Que dire de la question du financement des infrastructures et de celle de l'édification du pays? Nous embrassons aujourd'hui, avec un sentiment de vénération et de sentimentalité, l'idée de bâtir une nation comme le symbolise si bien le chemin de fer qui a permis de relier les Canadiens d'un océan à l'autre. Pour pouvoir relier les îles, comme l'Île-du-Prince-Édouard, nous avons mis en service un traversier. Pensons à un autre investissement important dans l'infrastructure, la route Transcanadienne, autre entreprise ambitieuse pour relier les Canadiens. Ces grands projets ont contribué à bâtir, au sens propre et au sens figuré, le pays et concourent en partie au sentiment de citoyenneté commune. Or, le gouvernement actuel a réduit de 87 % le fonds d'infrastructure Chantiers Canada.
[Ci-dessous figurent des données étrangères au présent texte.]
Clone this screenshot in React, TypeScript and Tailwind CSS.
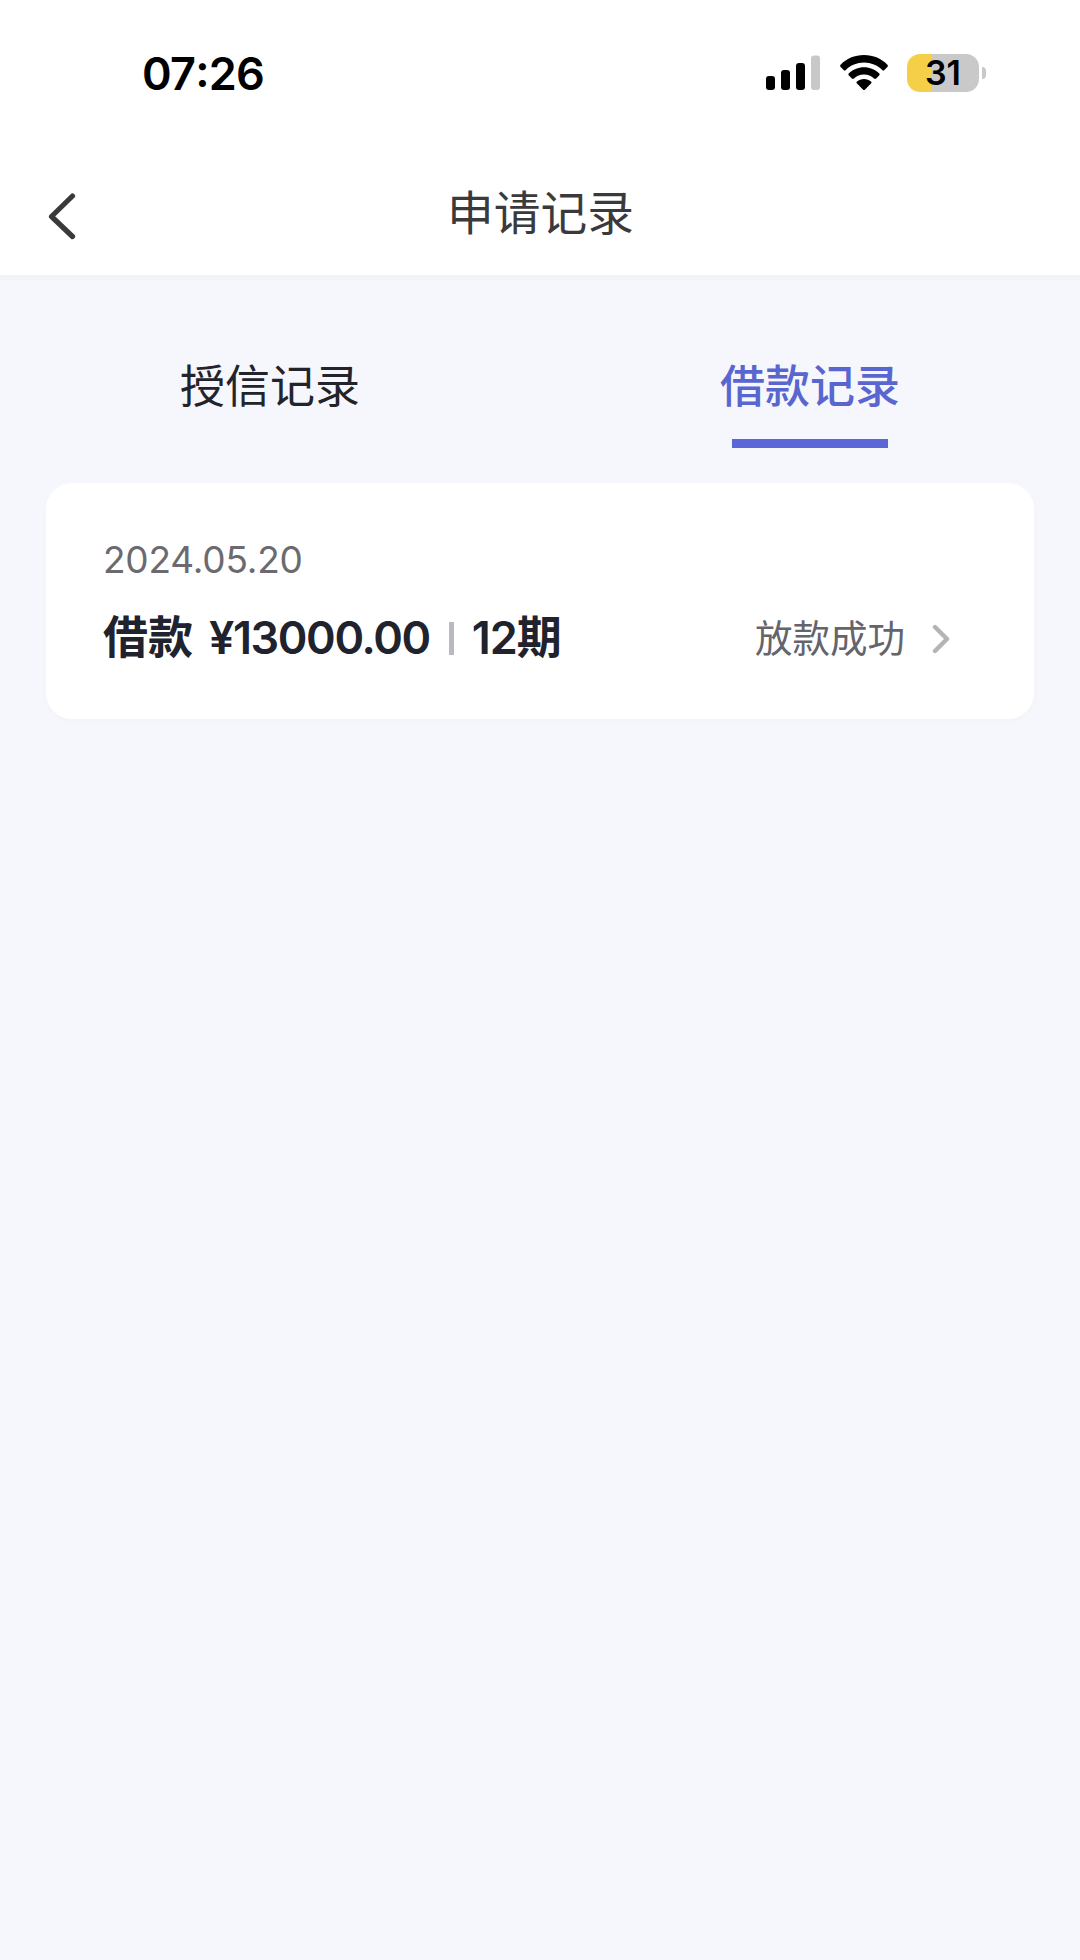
const tabs = [
  { key: "credit", label: "授信记录", active: false },
  { key: "loan", label: "借款记录", active: true },
];

const records = [
  {
    date: "2024.05.20",
    type: "借款",
    amount: "¥13000.00",
    term: "12",
    status: "放款成功",
  },
];

function StatusBar() {
  return (
    <div className="flex h-[146px] items-center justify-between pl-[142px] pr-[94px]">
      <span className="flex pt-[2px] text-[45px] leading-[54px] font-semibold text-black tracking-[-0.8px]">
        <span>07</span>
        <span className="-mt-[3px]">:</span>
        <span>26</span>
      </span>
      <div className="flex items-center">
        {/* Signal */}
        <svg width="56" height="36" viewBox="0 0 56 36" className="mr-[19px]">
          <rect x="1" y="21" width="9" height="14" rx="3" fill="#000" />
          <rect x="16" y="15" width="9" height="20" rx="3" fill="#000" />
          <rect x="31" y="8" width="9" height="27" rx="3" fill="#000" />
          <rect x="46" y="0.500" width="9" height="34.500" rx="3" fill="#c8c8c8" />
        </svg>
        {/* Wifi */}
        <svg width="48" height="36" viewBox="0 0 48 36" className="mr-[19px]">
          <path
            d="M24 0C14.700 0 6.200 3.700.600 9.700c-.700.700-.700 1.500 0 2.200l3 3c.700.700 1.500.700 2.200 0C10.500 10.200 17 7.400 24 7.400s13.500 2.800 18.200 7.500c.700.700 1.500.700 2.200 0l3-3c.700-.700.700-1.500 0-2.200C41.800 3.700 33.300 0 24 0Z"
            fill="#000"
          />
          <path
            d="M24 12.200c-5.900 0-11.200 2.300-15.100 6.100-.700.700-.700 1.500 0 2.200l3 3c.600.600 1.400.600 2.100 0 2.600-2.500 6.100-4 10-4s7.400 1.500 10 4c.700.600 1.500.600 2.100 0l3-3c.700-.700.700-1.500 0-2.200C35.200 14.500 29.900 12.200 24 12.200Z"
            fill="#000"
          />
          <path
            d="M24 24c-2.700 0-5.100.9-7 2.500-.7.600-.7 1.400 0 2l5.900 6c.7.700 1.500.7 2.200 0l5.900-6c.7-.6.7-1.400 0-2C29.100 24.900 26.700 24 24 24Z"
            fill="#000"
          />
        </svg>
        {/* Battery */}
        <div className="flex h-[38px] w-[72px] items-center justify-center rounded-[13px] bg-linear-to-r from-[#f5cf48] from-[33%] to-[#c9c9c9] to-[33%]">
          <span className="text-[34px] leading-[42px] font-semibold text-black">31</span>
        </div>
        <div className="ml-[3px] h-[12px] w-[4px] rounded-r-full bg-[#c9c9c9]" />
      </div>
    </div>
  );
}

function NavBar() {
  return (
    <div className="grid h-[129px] grid-cols-[150px_1fr_150px]">
      <button className="flex items-start pt-[46px] pl-[47px]">
        <svg width="30" height="48" viewBox="0 0 30 48" fill="none">
          <path
            d="M25.500 4 4.500 24.500l21 20"
            stroke="#3a3a3c"
            strokeWidth="5.200"
            strokeLinecap="round"
            strokeLinejoin="round"
          />
        </svg>
      </button>
      <h1 className="pt-[34px] pl-[1px] text-center text-[46.700px] leading-[66px] text-[#3a3a3c]">
        申请记录
      </h1>
    </div>
  );
}

export default function App() {
  return (
    <div className="min-h-[1960px] w-[1080px] bg-[#f5f7fc] font-['Inter','Noto_Sans_CJK_SC',sans-serif]">
      <header className="bg-white">
        <StatusBar />
        <NavBar />
      </header>
      <div className="h-[5px] bg-[#f2f2f7]" />

      <nav className="grid h-[203px] grid-cols-2">
        {tabs.map((tab) => (
          <div key={tab.key} className="flex flex-col items-center pt-[74px]">
            <span
              className={
                tab.active
                  ? "text-[45px] leading-[66px] font-medium text-[#5a66cf]"
                  : "text-[45px] leading-[66px] text-[#23232b]"
              }
            >
              {tab.label}
            </span>
            {tab.active && <div className="mt-[19px] h-[9px] w-[156px] bg-[#5b67d6]" />}
          </div>
        ))}
      </nav>

      <main className="px-[46px]">
        {records.map((record) => (
          <div
            key={record.date}
            className="h-[236px] rounded-[26px] bg-white pt-[54px] pr-[83px] pl-[57px] shadow-[0_2px_6px_rgba(0,0,0,0.02)]"
          >
            <p className="text-[37px] leading-[46px] text-[#6a6a70] tracking-[-0.2px]">
              {record.date}
            </p>
            <div className="mt-[22px] flex h-[66px] items-center justify-between">
              <div className="flex items-center text-[45px] leading-[66px] font-semibold text-[#20232d]">
                <span className="font-bold">{record.type}</span>
                <span className="ml-[16px] font-[560] tracking-[-1.400px]">{record.amount}</span>
                <span className="mr-[18px] ml-[19px] h-[33px] w-[5px] bg-[#b9bac0]" />
                <span className="font-[560] tracking-[-1px]">{record.term}</span>
                <span className="font-bold">期</span>
              </div>
              <div className="flex items-center pt-[1px]">
                <span className="pt-[1px] text-[37.500px] leading-[60px] text-[#64646b]">
                  {record.status}
                </span>
                <svg width="20" height="30" viewBox="0 0 20 30" fill="none" className="ml-[26px]">
                  <path
                    d="M4 3l12 12L4 27"
                    stroke="#b4b4b6"
                    strokeWidth="4.400"
                    strokeLinecap="round"
                    strokeLinejoin="round"
                  />
                </svg>
              </div>
            </div>
          </div>
        ))}
      </main>
    </div>
  );
}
Il est stupéfiant de penser que les conservateurs font ces coupes avant d'ouvrir ensuite cyniquement les robinets en vue d'une campagne électorale.
À l'Île-du-Prince-Édouard, nous nous attendons à ce que, en ce qui concerne la Subvention canadienne pour l'emploi, les choses se passent exactement comme pour le financement par habitant en santé et les coupes dans la fonction publique. Les provinces les moins bien nanties vont être pénalisées et ce sont les plus riches qui vont en profiter. Le scénario est déjà amorcé. Nous nous sentons encore une fois tassés dans le coin. Jamais dans l'histoire de ce pays il n'y a eu une vision aussi étroite du rôle du gouvernement canadien. Les conservateurs considèrent que les gens n'ont qu'à se débrouiller. S'ils y arrivent, le gouvernement s'en réjouit et s'en attribue le mérite. Dans le cas contraire, il considère qu'ils n'ont à s'en prendre qu'à eux-mêmes.
Nous pouvons et nous devons faire mieux. Ce budget est affreusement décevant pour les habitants de l'Île-du-Prince-Édouard et de Charlottetown.